SUPPLIED MATERIAL:
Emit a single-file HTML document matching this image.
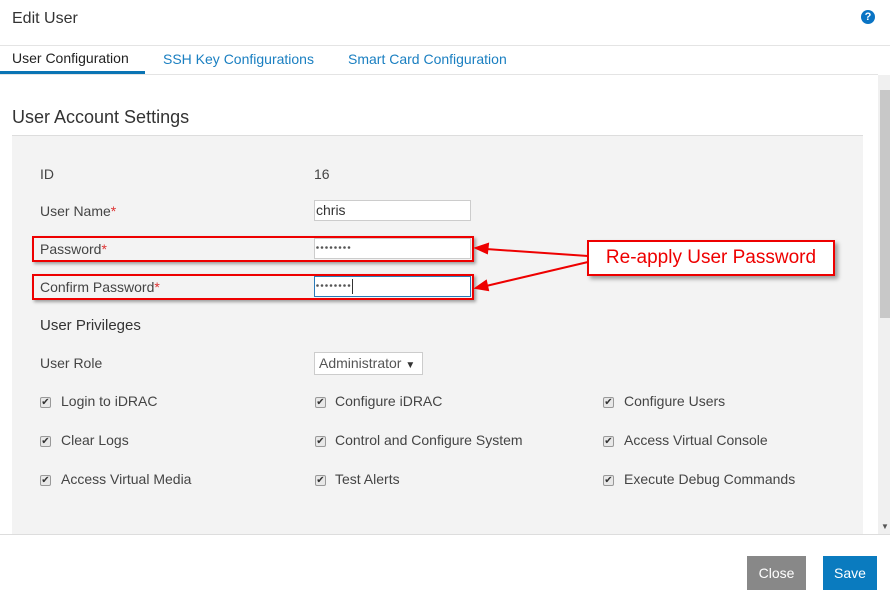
<!DOCTYPE html>
<html><head><style>
*{box-sizing:border-box;margin:0;padding:0}
body{width:890px;height:597px;overflow:hidden;background:#fff;font-family:"Liberation Sans",sans-serif;color:#444;position:relative;font-size:14px}
.a{position:absolute;white-space:nowrap}
.cb{position:absolute;width:11px;height:11px;border:1px solid #999;border-radius:2px;background:#e8e8e8;font-size:10px;line-height:9px;text-align:center;color:#333}
.in{position:absolute;background:#fff;border:1px solid #ccc;height:21px;font-size:14px;line-height:19px;padding-left:1px;color:#333}
.red{position:absolute;border:2px solid #e00;box-shadow:2px 2px 3px rgba(0,0,0,.35)}
</style></head><body>
<div class="a" style="left:12px;top:10px;font-size:16px;color:#333">Edit User</div>
<div class="a" style="left:861px;top:10px;width:14px;height:14px;border-radius:50%;background:#0a74c4;color:#fff;font-size:11px;font-weight:bold;text-align:center;line-height:14px">?</div>
<div class="a" style="left:0;top:45px;width:890px;height:1px;background:#e4e4e4"></div>
<div class="a" style="left:12px;top:50px;font-size:14px;color:#222">User Configuration</div>
<div class="a" style="left:163px;top:51px;font-size:14px;color:#1a7fc1">SSH Key Configurations</div>
<div class="a" style="left:348px;top:51px;font-size:14px;color:#1a7fc1">Smart Card Configuration</div>
<div class="a" style="left:0;top:74px;width:878px;height:1px;background:#e4e4e4"></div>
<div class="a" style="left:0;top:71px;width:145px;height:3px;background:#0a74b4"></div>
<div class="a" style="left:878px;top:75px;width:12px;height:460px;background:#f0f0f0"></div>
<div class="a" style="left:880px;top:90px;width:10px;height:228px;background:#c8c8c8"></div>
<div class="a" style="left:881px;top:522px;font-size:8px;color:#555">▼</div>
<div class="a" style="left:12px;top:107px;font-size:18px;color:#333">User Account Settings</div>
<div class="a" style="left:12px;top:135px;width:851px;height:400px;background:#f3f3f3;border-top:1px solid #ddd"></div>
<div class="a" style="left:40px;top:166px">ID</div>
<div class="a" style="left:314px;top:166px">16</div>
<div class="a" style="left:40px;top:203px">User Name<span style="color:#d33">*</span></div>
<div class="in" style="left:314px;top:200px;width:157px">chris</div>
<div class="a" style="left:40px;top:241px">Password<span style="color:#d33">*</span></div>
<div class="in" style="left:314px;top:238px;width:157px"></div>
<svg class="a" style="left:316px;top:246px" width="40" height="4"><g fill="#555"><circle cx="1.5" cy="1.5" r="1.3"/><circle cx="6" cy="1.5" r="1.3"/><circle cx="10.5" cy="1.5" r="1.3"/><circle cx="15" cy="1.5" r="1.3"/><circle cx="19.5" cy="1.5" r="1.3"/><circle cx="24" cy="1.5" r="1.3"/><circle cx="28.5" cy="1.5" r="1.3"/><circle cx="33" cy="1.5" r="1.3"/></g></svg>
<div class="a" style="left:40px;top:279px">Confirm Password<span style="color:#d33">*</span></div>
<div class="in" style="left:314px;top:276px;width:157px;border-color:#2a7ab8"></div>
<svg class="a" style="left:316px;top:284px" width="40" height="4"><g fill="#555"><circle cx="1.5" cy="1.5" r="1.3"/><circle cx="6" cy="1.5" r="1.3"/><circle cx="10.5" cy="1.5" r="1.3"/><circle cx="15" cy="1.5" r="1.3"/><circle cx="19.5" cy="1.5" r="1.3"/><circle cx="24" cy="1.5" r="1.3"/><circle cx="28.5" cy="1.5" r="1.3"/><circle cx="33" cy="1.5" r="1.3"/></g></svg>
<div class="a" style="left:352px;top:279px;width:1px;height:15px;background:#333"></div>
<div class="red" style="left:32px;top:236px;width:442px;height:26px"></div>
<div class="red" style="left:32px;top:274px;width:442px;height:26px"></div>
<svg class="a" style="left:470px;top:240px" width="130" height="60"><g stroke="#e00" stroke-width="2" fill="#e00"><line x1="118" y1="16" x2="16" y2="9"/><polygon points="6,8 18,4 17,13"/><line x1="118" y1="22" x2="16" y2="46"/><polygon points="6,48 16,41 18,50"/></g></svg>
<div class="a" style="left:587px;top:240px;width:248px;height:36px;border:2px solid #e00;background:#fff;box-shadow:3px 3px 4px rgba(0,0,0,.35);color:#e00;font-size:19px;line-height:32px;text-align:center">Re-apply User Password</div>
<div class="a" style="left:40px;top:317px;font-size:15px;color:#333">User Privileges</div>
<div class="a" style="left:40px;top:355px">User Role</div>
<div class="in" style="left:314px;top:352px;width:109px;height:23px;line-height:21px;color:#555;padding-left:4px">Administrator <span style="font-size:10px;color:#333">▼</span></div>
<div class="cb" style="left:40px;top:397px">✔</div><div class="a" style="left:61px;top:393px">Login to iDRAC</div>
<div class="cb" style="left:315px;top:397px">✔</div><div class="a" style="left:335px;top:393px">Configure iDRAC</div>
<div class="cb" style="left:603px;top:397px">✔</div><div class="a" style="left:624px;top:393px">Configure Users</div>
<div class="cb" style="left:40px;top:436px">✔</div><div class="a" style="left:61px;top:432px">Clear Logs</div>
<div class="cb" style="left:315px;top:436px">✔</div><div class="a" style="left:335px;top:432px">Control and Configure System</div>
<div class="cb" style="left:603px;top:436px">✔</div><div class="a" style="left:624px;top:432px">Access Virtual Console</div>
<div class="cb" style="left:40px;top:475px">✔</div><div class="a" style="left:61px;top:471px">Access Virtual Media</div>
<div class="cb" style="left:315px;top:475px">✔</div><div class="a" style="left:335px;top:471px">Test Alerts</div>
<div class="cb" style="left:603px;top:475px">✔</div><div class="a" style="left:624px;top:471px">Execute Debug Commands</div>
<div class="a" style="left:0;top:534px;width:890px;height:1px;background:#ddd"></div>
<div class="a" style="left:747px;top:556px;width:59px;height:34px;background:#888;color:#fff;text-align:center;line-height:34px">Close</div>
<div class="a" style="left:823px;top:556px;width:54px;height:34px;background:#0a7bbf;color:#fff;text-align:center;line-height:34px">Save</div>
</body></html>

STATED TASK: Go through the listing above and write it all out exactly, leaving out any picture.

EXERCISE RESPONSE:
Emit a single-file HTML document matching this image.
<!DOCTYPE html>
<html><head><style>
*{box-sizing:border-box;margin:0;padding:0}
body{width:890px;height:597px;overflow:hidden;background:#fff;font-family:"Liberation Sans",sans-serif;color:#444;position:relative;font-size:14px}
.a{position:absolute;white-space:nowrap}
.cb{position:absolute;width:11px;height:11px;border:1px solid #999;border-radius:2px;background:#e8e8e8;font-size:10px;line-height:9px;text-align:center;color:#333}
.in{position:absolute;background:#fff;border:1px solid #ccc;height:21px;font-size:14px;line-height:19px;padding-left:1px;color:#333}
.red{position:absolute;border:2px solid #e00;box-shadow:2px 2px 3px rgba(0,0,0,.35)}
</style></head><body>
<div class="a" style="left:12px;top:10px;font-size:16px;color:#333">Edit User</div>
<div class="a" style="left:861px;top:10px;width:14px;height:14px;border-radius:50%;background:#0a74c4;color:#fff;font-size:11px;font-weight:bold;text-align:center;line-height:14px">?</div>
<div class="a" style="left:0;top:45px;width:890px;height:1px;background:#e4e4e4"></div>
<div class="a" style="left:12px;top:50px;font-size:14px;color:#222">User Configuration</div>
<div class="a" style="left:163px;top:51px;font-size:14px;color:#1a7fc1">SSH Key Configurations</div>
<div class="a" style="left:348px;top:51px;font-size:14px;color:#1a7fc1">Smart Card Configuration</div>
<div class="a" style="left:0;top:74px;width:878px;height:1px;background:#e4e4e4"></div>
<div class="a" style="left:0;top:71px;width:145px;height:3px;background:#0a74b4"></div>
<div class="a" style="left:878px;top:75px;width:12px;height:460px;background:#f0f0f0"></div>
<div class="a" style="left:880px;top:90px;width:10px;height:228px;background:#c8c8c8"></div>
<div class="a" style="left:881px;top:522px;font-size:8px;color:#555">▼</div>
<div class="a" style="left:12px;top:107px;font-size:18px;color:#333">User Account Settings</div>
<div class="a" style="left:12px;top:135px;width:851px;height:400px;background:#f3f3f3;border-top:1px solid #ddd"></div>
<div class="a" style="left:40px;top:166px">ID</div>
<div class="a" style="left:314px;top:166px">16</div>
<div class="a" style="left:40px;top:203px">User Name<span style="color:#d33">*</span></div>
<div class="in" style="left:314px;top:200px;width:157px">chris</div>
<div class="a" style="left:40px;top:241px">Password<span style="color:#d33">*</span></div>
<div class="in" style="left:314px;top:238px;width:157px"></div>
<svg class="a" style="left:316px;top:246px" width="40" height="4"><g fill="#555"><circle cx="1.5" cy="1.5" r="1.3"/><circle cx="6" cy="1.5" r="1.3"/><circle cx="10.5" cy="1.5" r="1.3"/><circle cx="15" cy="1.5" r="1.3"/><circle cx="19.5" cy="1.5" r="1.3"/><circle cx="24" cy="1.5" r="1.3"/><circle cx="28.5" cy="1.5" r="1.3"/><circle cx="33" cy="1.5" r="1.3"/></g></svg>
<div class="a" style="left:40px;top:279px">Confirm Password<span style="color:#d33">*</span></div>
<div class="in" style="left:314px;top:276px;width:157px;border-color:#2a7ab8"></div>
<svg class="a" style="left:316px;top:284px" width="40" height="4"><g fill="#555"><circle cx="1.5" cy="1.5" r="1.3"/><circle cx="6" cy="1.5" r="1.3"/><circle cx="10.5" cy="1.5" r="1.3"/><circle cx="15" cy="1.5" r="1.3"/><circle cx="19.5" cy="1.5" r="1.3"/><circle cx="24" cy="1.5" r="1.3"/><circle cx="28.5" cy="1.5" r="1.3"/><circle cx="33" cy="1.5" r="1.3"/></g></svg>
<div class="a" style="left:352px;top:279px;width:1px;height:15px;background:#333"></div>
<div class="red" style="left:32px;top:236px;width:442px;height:26px"></div>
<div class="red" style="left:32px;top:274px;width:442px;height:26px"></div>
<svg class="a" style="left:470px;top:240px" width="130" height="60"><g stroke="#e00" stroke-width="2" fill="#e00"><line x1="118" y1="16" x2="16" y2="9"/><polygon points="6,8 18,4 17,13"/><line x1="118" y1="22" x2="16" y2="46"/><polygon points="6,48 16,41 18,50"/></g></svg>
<div class="a" style="left:587px;top:240px;width:248px;height:36px;border:2px solid #e00;background:#fff;box-shadow:3px 3px 4px rgba(0,0,0,.35);color:#e00;font-size:19px;line-height:32px;text-align:center">Re-apply User Password</div>
<div class="a" style="left:40px;top:317px;font-size:15px;color:#333">User Privileges</div>
<div class="a" style="left:40px;top:355px">User Role</div>
<div class="in" style="left:314px;top:352px;width:109px;height:23px;line-height:21px;color:#555;padding-left:4px">Administrator <span style="font-size:10px;color:#333">▼</span></div>
<div class="cb" style="left:40px;top:397px">✔</div><div class="a" style="left:61px;top:393px">Login to iDRAC</div>
<div class="cb" style="left:315px;top:397px">✔</div><div class="a" style="left:335px;top:393px">Configure iDRAC</div>
<div class="cb" style="left:603px;top:397px">✔</div><div class="a" style="left:624px;top:393px">Configure Users</div>
<div class="cb" style="left:40px;top:436px">✔</div><div class="a" style="left:61px;top:432px">Clear Logs</div>
<div class="cb" style="left:315px;top:436px">✔</div><div class="a" style="left:335px;top:432px">Control and Configure System</div>
<div class="cb" style="left:603px;top:436px">✔</div><div class="a" style="left:624px;top:432px">Access Virtual Console</div>
<div class="cb" style="left:40px;top:475px">✔</div><div class="a" style="left:61px;top:471px">Access Virtual Media</div>
<div class="cb" style="left:315px;top:475px">✔</div><div class="a" style="left:335px;top:471px">Test Alerts</div>
<div class="cb" style="left:603px;top:475px">✔</div><div class="a" style="left:624px;top:471px">Execute Debug Commands</div>
<div class="a" style="left:0;top:534px;width:890px;height:1px;background:#ddd"></div>
<div class="a" style="left:747px;top:556px;width:59px;height:34px;background:#888;color:#fff;text-align:center;line-height:34px">Close</div>
<div class="a" style="left:823px;top:556px;width:54px;height:34px;background:#0a7bbf;color:#fff;text-align:center;line-height:34px">Save</div>
</body></html>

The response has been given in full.